• SUPPLIED INFORMATION
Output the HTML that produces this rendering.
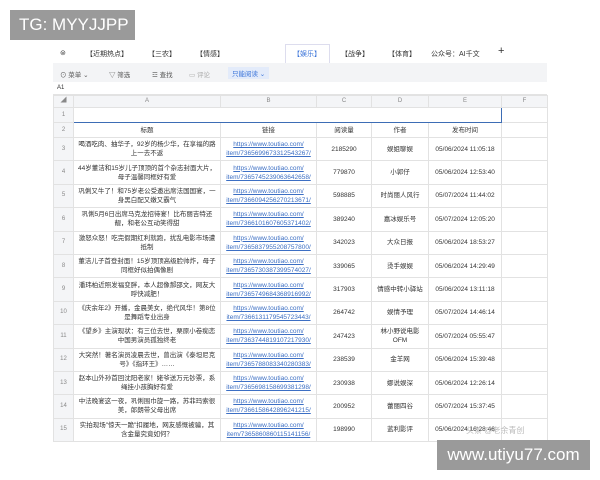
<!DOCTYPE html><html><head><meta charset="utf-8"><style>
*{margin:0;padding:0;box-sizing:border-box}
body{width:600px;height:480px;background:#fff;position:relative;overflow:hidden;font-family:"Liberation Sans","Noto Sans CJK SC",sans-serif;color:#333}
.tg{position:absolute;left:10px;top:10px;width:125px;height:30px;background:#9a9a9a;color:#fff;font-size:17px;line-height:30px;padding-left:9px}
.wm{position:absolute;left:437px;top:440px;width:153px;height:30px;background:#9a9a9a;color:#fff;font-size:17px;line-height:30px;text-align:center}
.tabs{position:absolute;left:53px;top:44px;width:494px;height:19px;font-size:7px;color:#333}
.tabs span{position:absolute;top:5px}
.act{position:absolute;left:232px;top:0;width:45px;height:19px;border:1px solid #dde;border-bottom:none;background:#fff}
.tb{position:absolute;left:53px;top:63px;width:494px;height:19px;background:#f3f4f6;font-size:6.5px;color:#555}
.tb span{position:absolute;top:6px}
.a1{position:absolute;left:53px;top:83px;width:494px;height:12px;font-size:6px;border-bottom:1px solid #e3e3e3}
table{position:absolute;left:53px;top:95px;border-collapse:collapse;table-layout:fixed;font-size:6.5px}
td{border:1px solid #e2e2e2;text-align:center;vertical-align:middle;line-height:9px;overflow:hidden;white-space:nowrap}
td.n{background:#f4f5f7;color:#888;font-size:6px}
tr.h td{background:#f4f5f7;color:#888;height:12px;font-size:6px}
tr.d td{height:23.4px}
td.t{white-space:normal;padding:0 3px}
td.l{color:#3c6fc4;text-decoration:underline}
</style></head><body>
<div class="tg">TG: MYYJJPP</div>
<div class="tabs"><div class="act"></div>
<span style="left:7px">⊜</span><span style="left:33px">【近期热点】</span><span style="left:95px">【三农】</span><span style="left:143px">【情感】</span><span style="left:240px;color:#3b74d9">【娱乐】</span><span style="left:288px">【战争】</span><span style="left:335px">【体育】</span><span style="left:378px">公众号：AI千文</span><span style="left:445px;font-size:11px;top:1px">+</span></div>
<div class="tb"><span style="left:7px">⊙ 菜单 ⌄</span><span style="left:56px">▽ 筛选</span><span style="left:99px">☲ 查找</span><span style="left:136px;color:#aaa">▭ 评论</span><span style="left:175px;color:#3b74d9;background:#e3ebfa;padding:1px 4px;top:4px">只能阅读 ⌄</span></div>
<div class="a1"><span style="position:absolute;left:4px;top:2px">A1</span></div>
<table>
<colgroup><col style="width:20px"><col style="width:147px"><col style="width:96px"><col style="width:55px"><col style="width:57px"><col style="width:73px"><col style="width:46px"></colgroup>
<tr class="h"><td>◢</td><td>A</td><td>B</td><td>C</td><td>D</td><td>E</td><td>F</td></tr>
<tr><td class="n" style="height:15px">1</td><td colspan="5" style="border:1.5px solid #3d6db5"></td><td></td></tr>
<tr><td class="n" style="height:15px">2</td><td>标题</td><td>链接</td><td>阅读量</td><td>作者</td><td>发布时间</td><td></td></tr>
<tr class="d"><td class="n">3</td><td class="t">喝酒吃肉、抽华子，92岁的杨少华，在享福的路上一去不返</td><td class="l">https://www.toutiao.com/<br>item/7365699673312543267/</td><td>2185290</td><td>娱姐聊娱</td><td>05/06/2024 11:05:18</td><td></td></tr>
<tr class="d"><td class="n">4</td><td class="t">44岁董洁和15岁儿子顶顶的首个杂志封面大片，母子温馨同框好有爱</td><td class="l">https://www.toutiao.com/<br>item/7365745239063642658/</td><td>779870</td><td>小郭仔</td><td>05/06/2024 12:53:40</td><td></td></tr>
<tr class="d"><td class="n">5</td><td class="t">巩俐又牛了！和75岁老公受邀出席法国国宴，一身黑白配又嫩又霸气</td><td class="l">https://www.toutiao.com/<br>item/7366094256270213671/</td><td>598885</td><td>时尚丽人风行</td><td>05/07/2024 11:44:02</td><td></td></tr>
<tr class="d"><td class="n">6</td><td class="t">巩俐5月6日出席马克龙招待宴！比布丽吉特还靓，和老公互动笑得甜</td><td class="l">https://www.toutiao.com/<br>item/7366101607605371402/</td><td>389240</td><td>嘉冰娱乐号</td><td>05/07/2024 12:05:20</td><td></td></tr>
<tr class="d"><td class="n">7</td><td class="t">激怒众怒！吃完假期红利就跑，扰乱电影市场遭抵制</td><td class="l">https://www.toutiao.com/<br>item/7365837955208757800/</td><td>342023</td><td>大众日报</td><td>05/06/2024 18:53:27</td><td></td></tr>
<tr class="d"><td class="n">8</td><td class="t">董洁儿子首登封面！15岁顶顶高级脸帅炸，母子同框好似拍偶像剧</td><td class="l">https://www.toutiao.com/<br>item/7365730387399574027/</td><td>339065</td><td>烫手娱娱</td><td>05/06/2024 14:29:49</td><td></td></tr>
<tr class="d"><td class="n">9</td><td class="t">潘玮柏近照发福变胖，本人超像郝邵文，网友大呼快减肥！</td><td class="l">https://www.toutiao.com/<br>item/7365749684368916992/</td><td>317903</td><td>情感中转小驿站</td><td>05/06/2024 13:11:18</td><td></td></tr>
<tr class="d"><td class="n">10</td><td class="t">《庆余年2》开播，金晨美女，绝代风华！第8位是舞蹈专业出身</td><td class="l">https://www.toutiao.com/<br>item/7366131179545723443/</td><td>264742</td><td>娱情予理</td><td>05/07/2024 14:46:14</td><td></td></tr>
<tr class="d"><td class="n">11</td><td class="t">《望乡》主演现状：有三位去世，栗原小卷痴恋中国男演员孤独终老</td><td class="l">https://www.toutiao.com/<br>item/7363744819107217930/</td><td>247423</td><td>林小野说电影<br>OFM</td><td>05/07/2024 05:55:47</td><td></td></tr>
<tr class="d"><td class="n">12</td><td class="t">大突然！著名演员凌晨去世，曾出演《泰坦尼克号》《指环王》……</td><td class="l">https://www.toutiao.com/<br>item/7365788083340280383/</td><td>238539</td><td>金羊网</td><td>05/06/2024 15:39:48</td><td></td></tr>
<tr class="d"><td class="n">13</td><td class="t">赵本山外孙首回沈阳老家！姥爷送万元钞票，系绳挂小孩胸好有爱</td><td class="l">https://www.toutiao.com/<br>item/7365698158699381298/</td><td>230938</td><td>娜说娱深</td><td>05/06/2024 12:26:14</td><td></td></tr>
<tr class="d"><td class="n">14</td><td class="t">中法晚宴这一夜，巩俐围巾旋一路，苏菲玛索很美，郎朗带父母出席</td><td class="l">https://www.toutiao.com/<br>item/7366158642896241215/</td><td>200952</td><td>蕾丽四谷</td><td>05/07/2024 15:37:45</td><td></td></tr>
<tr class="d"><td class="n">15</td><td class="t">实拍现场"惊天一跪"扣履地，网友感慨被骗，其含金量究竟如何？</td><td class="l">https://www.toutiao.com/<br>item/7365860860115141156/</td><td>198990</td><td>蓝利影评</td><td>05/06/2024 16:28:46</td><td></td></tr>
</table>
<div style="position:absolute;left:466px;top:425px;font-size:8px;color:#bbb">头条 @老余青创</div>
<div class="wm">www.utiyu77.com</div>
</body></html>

• WORK TO DO
Return the full material word for word. Do not include the pictures.

• RESPONSE TO THIS TASK
Output the HTML that produces this rendering.
<!DOCTYPE html><html><head><meta charset="utf-8"><style>
*{margin:0;padding:0;box-sizing:border-box}
body{width:600px;height:480px;background:#fff;position:relative;overflow:hidden;font-family:"Liberation Sans","Noto Sans CJK SC",sans-serif;color:#333}
.tg{position:absolute;left:10px;top:10px;width:125px;height:30px;background:#9a9a9a;color:#fff;font-size:17px;line-height:30px;padding-left:9px}
.wm{position:absolute;left:437px;top:440px;width:153px;height:30px;background:#9a9a9a;color:#fff;font-size:17px;line-height:30px;text-align:center}
.tabs{position:absolute;left:53px;top:44px;width:494px;height:19px;font-size:7px;color:#333}
.tabs span{position:absolute;top:5px}
.act{position:absolute;left:232px;top:0;width:45px;height:19px;border:1px solid #dde;border-bottom:none;background:#fff}
.tb{position:absolute;left:53px;top:63px;width:494px;height:19px;background:#f3f4f6;font-size:6.5px;color:#555}
.tb span{position:absolute;top:6px}
.a1{position:absolute;left:53px;top:83px;width:494px;height:12px;font-size:6px;border-bottom:1px solid #e3e3e3}
table{position:absolute;left:53px;top:95px;border-collapse:collapse;table-layout:fixed;font-size:6.5px}
td{border:1px solid #e2e2e2;text-align:center;vertical-align:middle;line-height:9px;overflow:hidden;white-space:nowrap}
td.n{background:#f4f5f7;color:#888;font-size:6px}
tr.h td{background:#f4f5f7;color:#888;height:12px;font-size:6px}
tr.d td{height:23.4px}
td.t{white-space:normal;padding:0 3px}
td.l{color:#3c6fc4;text-decoration:underline}
</style></head><body>
<div class="tg">TG: MYYJJPP</div>
<div class="tabs"><div class="act"></div>
<span style="left:7px">⊜</span><span style="left:33px">【近期热点】</span><span style="left:95px">【三农】</span><span style="left:143px">【情感】</span><span style="left:240px;color:#3b74d9">【娱乐】</span><span style="left:288px">【战争】</span><span style="left:335px">【体育】</span><span style="left:378px">公众号：AI千文</span><span style="left:445px;font-size:11px;top:1px">+</span></div>
<div class="tb"><span style="left:7px">⊙ 菜单 ⌄</span><span style="left:56px">▽ 筛选</span><span style="left:99px">☲ 查找</span><span style="left:136px;color:#aaa">▭ 评论</span><span style="left:175px;color:#3b74d9;background:#e3ebfa;padding:1px 4px;top:4px">只能阅读 ⌄</span></div>
<div class="a1"><span style="position:absolute;left:4px;top:2px">A1</span></div>
<table>
<colgroup><col style="width:20px"><col style="width:147px"><col style="width:96px"><col style="width:55px"><col style="width:57px"><col style="width:73px"><col style="width:46px"></colgroup>
<tr class="h"><td>◢</td><td>A</td><td>B</td><td>C</td><td>D</td><td>E</td><td>F</td></tr>
<tr><td class="n" style="height:15px">1</td><td colspan="5" style="border:1.5px solid #3d6db5"></td><td></td></tr>
<tr><td class="n" style="height:15px">2</td><td>标题</td><td>链接</td><td>阅读量</td><td>作者</td><td>发布时间</td><td></td></tr>
<tr class="d"><td class="n">3</td><td class="t">喝酒吃肉、抽华子，92岁的杨少华，在享福的路上一去不返</td><td class="l">https://www.toutiao.com/<br>item/7365699673312543267/</td><td>2185290</td><td>娱姐聊娱</td><td>05/06/2024 11:05:18</td><td></td></tr>
<tr class="d"><td class="n">4</td><td class="t">44岁董洁和15岁儿子顶顶的首个杂志封面大片，母子温馨同框好有爱</td><td class="l">https://www.toutiao.com/<br>item/7365745239063642658/</td><td>779870</td><td>小郭仔</td><td>05/06/2024 12:53:40</td><td></td></tr>
<tr class="d"><td class="n">5</td><td class="t">巩俐又牛了！和75岁老公受邀出席法国国宴，一身黑白配又嫩又霸气</td><td class="l">https://www.toutiao.com/<br>item/7366094256270213671/</td><td>598885</td><td>时尚丽人风行</td><td>05/07/2024 11:44:02</td><td></td></tr>
<tr class="d"><td class="n">6</td><td class="t">巩俐5月6日出席马克龙招待宴！比布丽吉特还靓，和老公互动笑得甜</td><td class="l">https://www.toutiao.com/<br>item/7366101607605371402/</td><td>389240</td><td>嘉冰娱乐号</td><td>05/07/2024 12:05:20</td><td></td></tr>
<tr class="d"><td class="n">7</td><td class="t">激怒众怒！吃完假期红利就跑，扰乱电影市场遭抵制</td><td class="l">https://www.toutiao.com/<br>item/7365837955208757800/</td><td>342023</td><td>大众日报</td><td>05/06/2024 18:53:27</td><td></td></tr>
<tr class="d"><td class="n">8</td><td class="t">董洁儿子首登封面！15岁顶顶高级脸帅炸，母子同框好似拍偶像剧</td><td class="l">https://www.toutiao.com/<br>item/7365730387399574027/</td><td>339065</td><td>烫手娱娱</td><td>05/06/2024 14:29:49</td><td></td></tr>
<tr class="d"><td class="n">9</td><td class="t">潘玮柏近照发福变胖，本人超像郝邵文，网友大呼快减肥！</td><td class="l">https://www.toutiao.com/<br>item/7365749684368916992/</td><td>317903</td><td>情感中转小驿站</td><td>05/06/2024 13:11:18</td><td></td></tr>
<tr class="d"><td class="n">10</td><td class="t">《庆余年2》开播，金晨美女，绝代风华！第8位是舞蹈专业出身</td><td class="l">https://www.toutiao.com/<br>item/7366131179545723443/</td><td>264742</td><td>娱情予理</td><td>05/07/2024 14:46:14</td><td></td></tr>
<tr class="d"><td class="n">11</td><td class="t">《望乡》主演现状：有三位去世，栗原小卷痴恋中国男演员孤独终老</td><td class="l">https://www.toutiao.com/<br>item/7363744819107217930/</td><td>247423</td><td>林小野说电影<br>OFM</td><td>05/07/2024 05:55:47</td><td></td></tr>
<tr class="d"><td class="n">12</td><td class="t">大突然！著名演员凌晨去世，曾出演《泰坦尼克号》《指环王》……</td><td class="l">https://www.toutiao.com/<br>item/7365788083340280383/</td><td>238539</td><td>金羊网</td><td>05/06/2024 15:39:48</td><td></td></tr>
<tr class="d"><td class="n">13</td><td class="t">赵本山外孙首回沈阳老家！姥爷送万元钞票，系绳挂小孩胸好有爱</td><td class="l">https://www.toutiao.com/<br>item/7365698158699381298/</td><td>230938</td><td>娜说娱深</td><td>05/06/2024 12:26:14</td><td></td></tr>
<tr class="d"><td class="n">14</td><td class="t">中法晚宴这一夜，巩俐围巾旋一路，苏菲玛索很美，郎朗带父母出席</td><td class="l">https://www.toutiao.com/<br>item/7366158642896241215/</td><td>200952</td><td>蕾丽四谷</td><td>05/07/2024 15:37:45</td><td></td></tr>
<tr class="d"><td class="n">15</td><td class="t">实拍现场"惊天一跪"扣履地，网友感慨被骗，其含金量究竟如何？</td><td class="l">https://www.toutiao.com/<br>item/7365860860115141156/</td><td>198990</td><td>蓝利影评</td><td>05/06/2024 16:28:46</td><td></td></tr>
</table>
<div style="position:absolute;left:466px;top:425px;font-size:8px;color:#bbb">头条 @老余青创</div>
<div class="wm">www.utiyu77.com</div>
</body></html>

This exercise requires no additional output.